Source: http://www.resistorguide.com/photoresistor/
First, they were first. As a useful photoresistive material, cadmium et. al. predates silicon devices by decades.
Second, they are not semiconductors. This is one of the main reasons why they are still in demand in areas such as professional audio.
Third, the property change (resistance in this case) from dark to light (dynamic range) is huge. This means that many applications do not need any amplification or other signal processing.
Fourth, they can be made to handle high (compared to silicon devices) voltages, such as offline TRIAC gating.
Fifth, reliability.
   As long as EU maintains a Cadmium exception for PV modules and sensors, etc in RoHS, they are still available. These exemptions came with a promise to setup recycling routes.
   What makes cadmium selenide and cadmium sulfide such appealing semiconductors to make photocells out of?
    Inexpensive sensors with a very high sensitivity of 0.8-Ω/Lux spanning many decades, avoiding the need for amplifiers.
    Final considerations on the inexpensiveness of CdS/CdSe photoresistors.
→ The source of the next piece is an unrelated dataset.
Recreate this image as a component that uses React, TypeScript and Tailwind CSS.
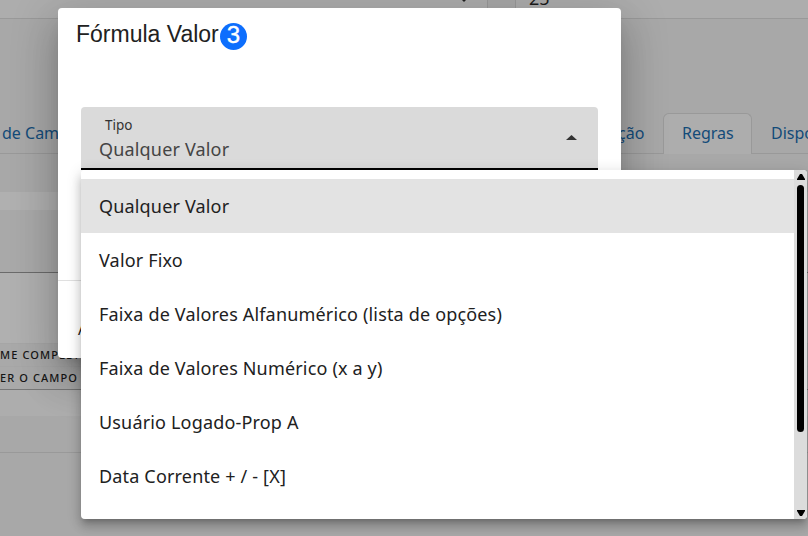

The main characteristic of inexpensiveness of these devices is achieved because CdS and CdSe, despite being semiconductors exactly as GaAs and GaN, need not to be grown as a monocrystalline structure for those applications. Their high basic resistivity is not affected too much by the polycrystalline structure they assume when deposed on insulating or metal substrates by sputtering, vapor deposition or other similar techniques, in order to produce photoresistors. This is a far more economic production process respect the ones required by other semiconductor photodevices.